Pros: no re-indexing required, no chance of breaking changes
Cons: does not solve business problem of correct searches for exact character strings in unstructured and structured data. - Approach 1 Only. Alter indexing analyzer for unstructured types only.
Pros: solves problem where exact match strings for common oilfield terms (e.g. wells) work.
Cons: heavy-duty re-indexing is required to recreate index information for the affected types, leaves structured data searches with same problem re: special characters. - Approach 1 and Approach 2. Alter indexing analyzer for unstructured and structured types.
Pros: solves search problem for both structured and unstructured data, one-time re-indexing operation
Cons: heavy-duty re-indexing.
Decision
If there is agreement by consumers of OSDU data records that it is good to be able to enter searches like "data.indexedDoc:"2/4-1" and find the North Sea well with that name, then something has to be done to the analyzer.

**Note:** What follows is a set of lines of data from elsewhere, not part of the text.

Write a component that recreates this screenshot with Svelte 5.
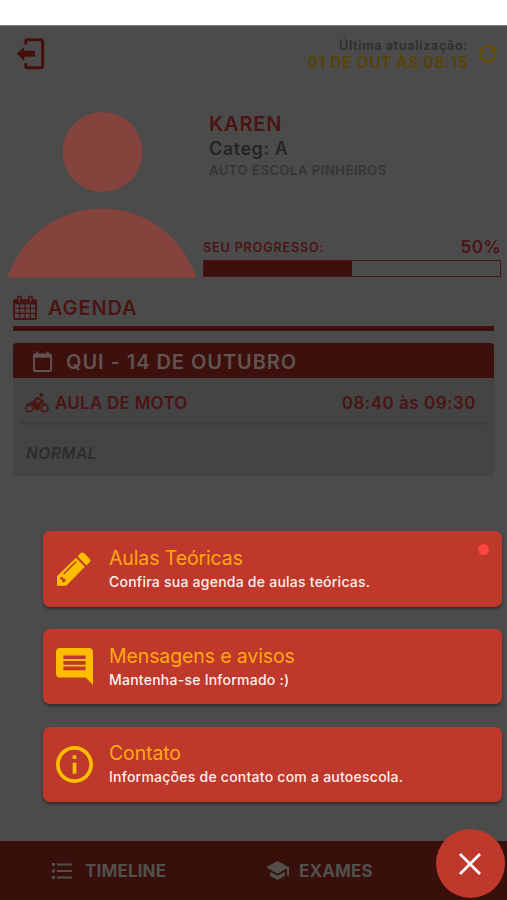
<script lang="ts">
    const progress = 50;

    const actions = [
        { icon: "pencil", title: "Aulas Teóricas", text: "Confira sua agenda de aulas teóricas.", unread: true },
        { icon: "message", title: "Mensagens e avisos", text: "Mantenha-se Informado :)", unread: false },
        { icon: "info", title: "Contato", text: "Informações de contato com a autoescola.", unread: false },
    ];

    let menuOpen = $state(true);
</script>

<div class="app">
    <div class="status-bar"></div>

    <header>
        <svg class="exit" viewBox="0 0 28 32">
            <path d="M8.800 6.500V3.500Q8.800 1.700 10.600 1.700H23.500Q25.600 1.700 25.600 3.800V27.700Q25.600 29.800 23.500 29.800H10.600Q8.800 29.800 8.800 28V25" fill="none" stroke="currentColor" stroke-width="3" />
            <path d="M0 15.700L7.200 8.700V12.700H18V18.700H7.200V22.900Z" fill="currentColor" />
        </svg>
        <div class="updated">
            <span class="updated-label">Última atualização:</span>
            <span class="updated-date">01 DE OUT ÀS 08:15</span>
        </div>
        <svg class="refresh" viewBox="0 0 20 20">
            <path d="M15.200 4.400A7.600 7.600 0 1 0 17.200 12" fill="none" stroke="currentColor" stroke-width="2.300" />
            <path d="M18.500 1.200V8.400H11.300Z" fill="currentColor" />
        </svg>
    </header>

    <section class="profile">
        <svg class="avatar" viewBox="0 0 190 166">
            <circle cx="95.500" cy="40" r="40" />
            <path d="M0 165.500C17 120 55 96.500 95 96.500S173 120 189.500 165.500Z" />
        </svg>
        <div class="details">
            <div class="name">KAREN</div>
            <div class="category">Categ: A</div>
            <div class="school">AUTO ESCOLA PINHEIROS</div>
            <div class="progress-row">
                <span class="progress-label">SEU PROGRESSO:</span>
                <span class="progress-value">{progress}%</span>
            </div>
            <div class="track"><div class="fill" style="width: {progress}%"></div></div>
        </div>
    </section>

    <section class="agenda">
        <h2>
            <svg class="calendar" viewBox="0 0 24 26">
                <path fill-rule="evenodd" d="M2 4H4V2.500Q4 .5 6.500 .5T9 2.500V4H15V2.500Q15 .5 17.500 .5T20 2.500V4H22Q24 4 24 6V23Q24 25 22 25H2Q0 25 0 23V6Q0 4 2 4ZM5.800 2.300V6.500H7.200V2.300ZM16.800 2.300V6.500H18.200V2.300ZM2 9.500V12.700H6V9.500ZM7.300 9.500V12.700H11.400V9.500ZM12.700 9.500V12.700H16.700V9.500ZM18 9.500V12.700H22V9.500ZM2 14V17.800H6V14ZM7.300 14V17.800H11.400V14ZM12.700 14V17.800H16.700V14ZM18 14V17.800H22V14ZM2 19.100V23H6V19.100ZM7.300 19.100V23H11.400V19.100ZM12.700 19.100V23H16.700V19.100ZM18 19.100V23H22V19.100Z" />
            </svg>
            AGENDA
        </h2>
        <div class="day">
            <div class="day-title">
                <svg class="day-icon" viewBox="0 0 20 22">
                    <path d="M18 2.500h-1.500V.5h-2v2h-9v-2h-2v2H2a2 2 0 0 0-2 2V20a2 2 0 0 0 2 2h16a2 2 0 0 0 2-2V4.500a2 2 0 0 0-2-2zM18 20H2V7h16z" />
                </svg>
                QUI - 14 DE OUTUBRO
            </div>
            <div class="lesson">
                <svg class="moto" viewBox="0 0 24 20">
                    <circle cx="4.300" cy="15.200" r="3.500" fill="none" stroke="currentColor" stroke-width="1.500" />
                    <circle cx="19.600" cy="15.200" r="3.500" fill="none" stroke="currentColor" stroke-width="1.500" />
                    <circle cx="16.500" cy="2" r="1.900" />
                    <path d="M5 9.500L8 8.200L11 4.300Q12.300 3.200 13.800 4.200L16.200 6.500H19V8H17.200L20.800 11L19.300 11.800L16.200 10.800Q14.200 13 14.400 17H9.800Q9.500 11.500 4.500 10.800L1 12Q2.300 9.800 5 9.500ZM10.300 9L13.700 9.800L15 8L12.700 6.300Z" />
                </svg>
                <span class="lesson-name">AULA DE MOTO</span>
                <span class="time">08:40 às 09:30</span>
            </div>
            <div class="divider"></div>
            <div class="kind">NORMAL</div>
        </div>
    </section>

    <nav>
        <div class="tab timeline">
            <svg viewBox="0 0 20 16">
                <path d="M0 0h3v3H0zM5 .5h15v2H5zM0 6.500h3v3H0zM5 7h15v2H5zM0 13h3v3H0zM5 13.500h15v2H5z" />
            </svg>
            TIMELINE
        </div>
        <div class="tab exams">
            <svg viewBox="1 3 22 18">
                <path d="M5 13.180v4L12 21l7-3.820v-4L12 17l-7-3.820zM12 3L1 9l11 6 9-4.910V17h2V9L12 3z" />
            </svg>
            EXAMES
        </div>
    </nav>

    {#if menuOpen}
        <div class="menu">
            {#each actions as action}
                <div class="action">
                    <div class="action-icon">
                        {#if action.icon === "pencil"}
                            <svg class="pencil" viewBox="0 0 34 34">
                                <path fill-rule="evenodd" d="M0 24.300L19 5.800L27.800 14.800L9.300 33.700H0ZM6 21.500L7.100 22.600L19.800 10L18.700 8.900ZM3 25.500L5.600 24.800L6.500 26.800L8.800 27.300L8.200 29.600L6 30.400L5 29.200L5.800 28L3.600 27.500Z" />
                                <path d="M20.500 4.300L23.700 1.100Q25.400 -.3 27.200 1.200L32.700 6.700Q34.200 8.500 32.700 10.200L29.400 13.400Z" />
                            </svg>
                        {:else if action.icon === "message"}
                            <svg viewBox="2 2 20 20">
                                <path d="M21.990 4c0-1.100-.89-2-1.990-2H4c-1.100 0-2 .9-2 2v12c0 1.100.9 2 2 2h14l4 4-.01-18zM18 14H6v-2h12v2zm0-3H6V9h12v2zm0-3H6V6h12v2z" />
                            </svg>
                        {:else}
                            <svg viewBox="2 2 20 20">
                                <path d="M11 17h2v-6h-2v6zm1-15C6.480 2 2 6.480 2 12s4.480 10 10 10 10-4.480 10-10S17.520 2 12 2zm0 18c-4.410 0-8-3.590-8-8s3.590-8 8-8 8 3.590 8 8-3.590 8-8 8zM11 9h2V7h-2v2z" />
                            </svg>
                        {/if}
                    </div>
                    <div>
                        <div class="action-title">{action.title}</div>
                        <div class="action-text">{action.text}</div>
                    </div>
                    {#if action.unread}
                        <span class="dot"></span>
                    {/if}
                </div>
            {/each}
        </div>
    {/if}

    <button class="fab" aria-label="Menu" onclick={() => (menuOpen = !menuOpen)}>
        <svg viewBox="0 0 22 22">
            <path d="M1 1L21 21M21 1L1 21" fill="none" stroke="currentColor" stroke-width="2.700" />
        </svg>
    </button>
</div>

<style>
    :global(body) { margin: 0; background: #4b4b4b; }
    .app {
        --red: #3c110d;
        --red-text: #4b1413;
        position: relative;
        width: 507px;
        height: 900px;
        overflow: hidden;
        display: flex;
        flex-direction: column;
        background: #4b4b4b;
        color: var(--red-text);
        font-family: Inter, "Liberation Sans", sans-serif;
        font-weight: 600;
        white-space: nowrap;
    }
    svg { display: block; flex: none; fill: currentColor; }
    .status-bar { height: 25px; background: #fff; border-bottom: 1px solid #797979; }

    header { display: flex; height: 86px; box-sizing: border-box; padding: 12px 9px 0 17px; }
    .exit { width: 28px; height: 32px; color: #45100b; }
    .updated { margin-left: auto; display: flex; flex-direction: column; align-items: flex-end; }
    .updated-label { font-size: 12.5px; line-height: 15px; letter-spacing: 0.72px; color: #2e2e2e; }
    .updated-date { font-size: 15.5px; line-height: 19px; letter-spacing: 0.62px; color: #584200; }
    .refresh { width: 20px; height: 20px; margin: 6px 0 0 10px; color: #664c00; }

    .profile { display: flex; height: 166px; padding: 0 6px 0 7px; }
    .avatar { width: 190px; height: 166px; color: #84433c; }
    .details { flex: 1; margin-left: 6px; }
    .name { margin-left: 6px; font-size: 20px; line-height: 25px; letter-spacing: 0.9px; }
    .category { margin-left: 6px; font-size: 18px; line-height: 24px; letter-spacing: 0.55px; color: #252525; }
    .school { margin-left: 6px; font-size: 13px; line-height: 18px; letter-spacing: 0.55px; color: #363636; }
    .progress-row { display: flex; justify-content: space-between; align-items: baseline; height: 24px; margin-top: 57px; }
    .progress-label { position: relative; top: -1px; font-size: 12.5px; letter-spacing: 0.9px; }
    .progress-value { font-size: 17px; line-height: 22px; letter-spacing: 0.5px; }
    .track { box-sizing: border-box; height: 17px; border: 1px solid var(--red-text); }
    .fill { height: 100%; background: var(--red); }

    .agenda { padding: 0 13px; }
    h2 { display: flex; align-items: center; gap: 11px; height: 53px; box-sizing: border-box; margin: 0 0 12px; padding-top: 18px; padding-bottom: 6px; border-bottom: 5px solid var(--red); font-size: 20px; font-weight: 600; line-height: 25px; letter-spacing: 0.85px; }
    .calendar { width: 24px; height: 26px; }
    .day { height: 133px; border-radius: 4px 4px 0 0; background: #444; overflow: hidden; }
    .day-title { display: flex; align-items: center; gap: 14px; height: 35px; padding: 2px 0 0 20px; box-sizing: border-box; background: var(--red); color: #625351; font-size: 20px; letter-spacing: 0.95px; }
    .day-icon { width: 19px; height: 21px; }
    .lesson { display: flex; align-items: center; height: 43px; box-sizing: border-box; margin: 0 8px; padding: 6px 10px 0 4px; font-size: 17px; letter-spacing: 0.5px; }
    .moto { width: 24px; height: 20px; margin-right: 6px; }
    .lesson-name { letter-spacing: 0.25px; }
    .time { margin-left: auto; }
    .divider { height: 5px; margin: 0 8px; background: linear-gradient(#444, #3b3b3b 45%, #444); }
    .kind { margin: 17px 0 0 13px; font-size: 15.5px; line-height: 22px; letter-spacing: 0.5px; font-style: italic; color: #2c2c2c; }

    nav { display: flex; margin-top: auto; height: 59px; background: #390f0b; color: #51504b; font-size: 17px; letter-spacing: 0.15px; font-weight: 700; }
    .tab { display: flex; align-items: center; }
    .timeline { margin-left: 52px; width: 214px; gap: 13px; }
    .timeline svg { width: 20px; height: 16px; }
    .exams { gap: 10px; }
    .exams svg { width: 23px; height: 19px; }

    .menu { position: absolute; left: 43px; right: 5px; top: 531px; display: flex; flex-direction: column; gap: 22.3px; }
    .action { position: relative; display: flex; align-items: center; height: 75.5px; border-radius: 7px; background: #be382b; box-shadow: 0 2px 3px rgba(0, 0, 0, 0.4); }
    .action-icon { display: flex; justify-content: center; width: 37px; margin: 0 16px 0 13px; color: #ffbd00; }
    .action-icon svg { width: 37px; height: 37px; }
    .action-icon .pencil { width: 34px; height: 34px; margin-right: 2px; }
    .action-title { font-size: 19.5px; line-height: 25px; font-weight: 400; letter-spacing: -0.12px; color: #ffa911; }
    .action-text { font-size: 14px; line-height: 21px; font-weight: 450; letter-spacing: 0.24px; color: #fff0ed; }
    .dot { position: absolute; right: 13px; top: 13px; width: 11px; height: 11px; border-radius: 50%; background: #fa453f; }

    .fab { position: absolute; left: 436px; top: 829px; width: 69px; height: 69px; display: flex; align-items: center; justify-content: center; padding: 0; border: 0; border-radius: 50%; background: #be382b; color: #fff; }
    .fab svg { width: 22px; height: 22px; margin-right: 1px; }
</style>
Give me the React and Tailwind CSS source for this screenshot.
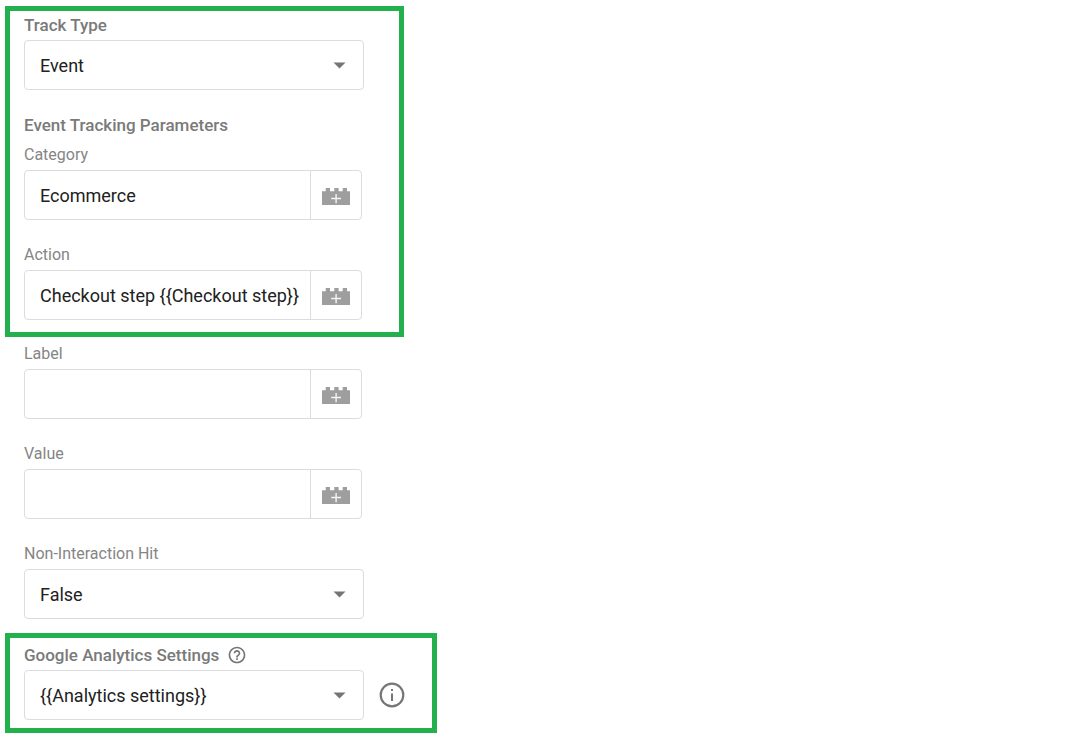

Given the big investment any change to the indexing analyzer would require in re-indexing cycles, the right approach is to implement changes for the structured and unstructured types (Approach 1 and Approach 2). This ensures similar exact search results for things like data.wellname and data.unstructuredText containing the same well name using special characters.
Consequences
Known Issues/Limitation/Notes
- Any change to character-set analyzer will require re-indexing across all partitions and environments.
- We will get the support for non English character out of the box with limitations. Text is analyzed with white-space and English stemmer, if white-space is not used as word boundary (e.g. Japanese) than inaccurate/empty results will be returned.